Sur cette question, le candidat du parti socialiste Benoît Hamon, bien que critique à l’égard de la politique intérieure du gouvernement, se présente au contraire comme un fidèle défenseur de la diplomatie de François Hollande. Il ne désavoue ni le parti-pris anti Bachar El-Assad sur le front syrien ni l’engagement de l’armée française au Mali, critiqué par François Fillon, en raison de la charge financière qu’il représente en comparaison avec celle subie par les autres pays de l’Union.
Mais c’est Emmanuel Macron qui, réaffirmant son engagement en faveur de l’Europe, a servi de cible privilégiée pour la candidate souverainiste du Front national, qui a manifestement tenté de le déstabiliser lorsqu’il s’est agi de la question de l’autonomie de la politique française : «Vous avez un talent fou, vous arrivez à parler sept minutes, je suis incapable de résumer votre pensée, vous n’avez rien dit. Je voudrais que les Français s’attachent à vérifier qu’à chaque fois que vous prenez la parole, vous dites un petit peu de ceci, un petit peu de cela, et jamais vous ne tranchez, on ne sait pas ce que vous voulez et c’est inquiétant».
Il est vrai que le jeune candidat, crédité par les sondages de la seconde place, est a priori l’adversaire de Marine Le Pen au second tour et le probable vainqueur final de l’élection du 4 mai. Il est pour ainsi dire l’homme à abattre. Sans appareil de parti derrière lui, il sait qu’il doit en même temps garder les faveurs des électeurs à sa droite et à sa gauche.

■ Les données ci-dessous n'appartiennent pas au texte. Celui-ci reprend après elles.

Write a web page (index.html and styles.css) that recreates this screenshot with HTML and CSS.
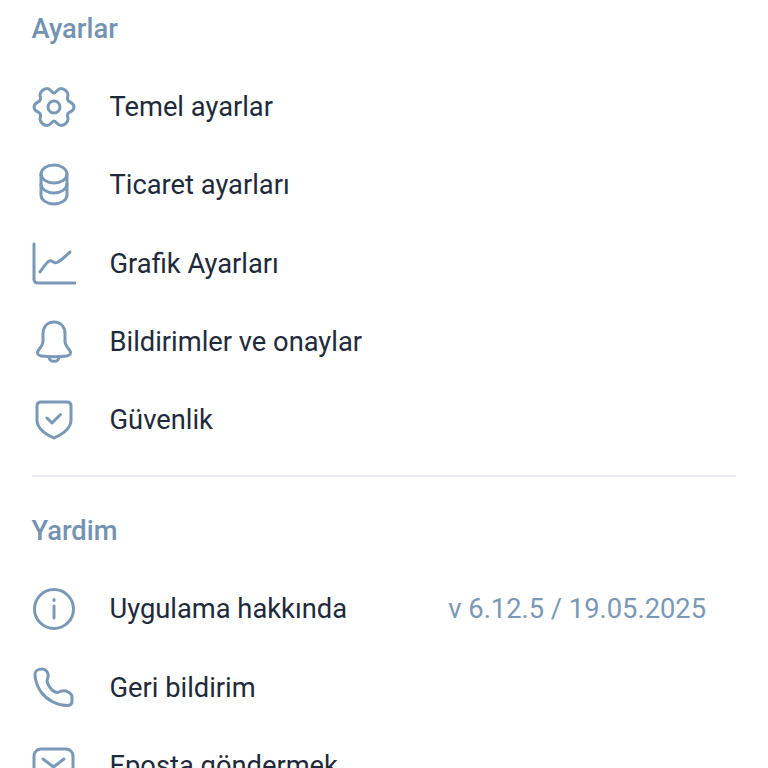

Il plaide pour une «France forte dans l’Europe» et non pas en dehors d’elle, mais il le fait dans une sorte de va-et-vient entre les deux familles traditionnelles, dans un grand écart rhétorique qui donne en effet l’impression, parfois, d’une position hésitante... mais une position qui restera sans doute une des caractéristiques de cette édition 2017 de la présidentielle française.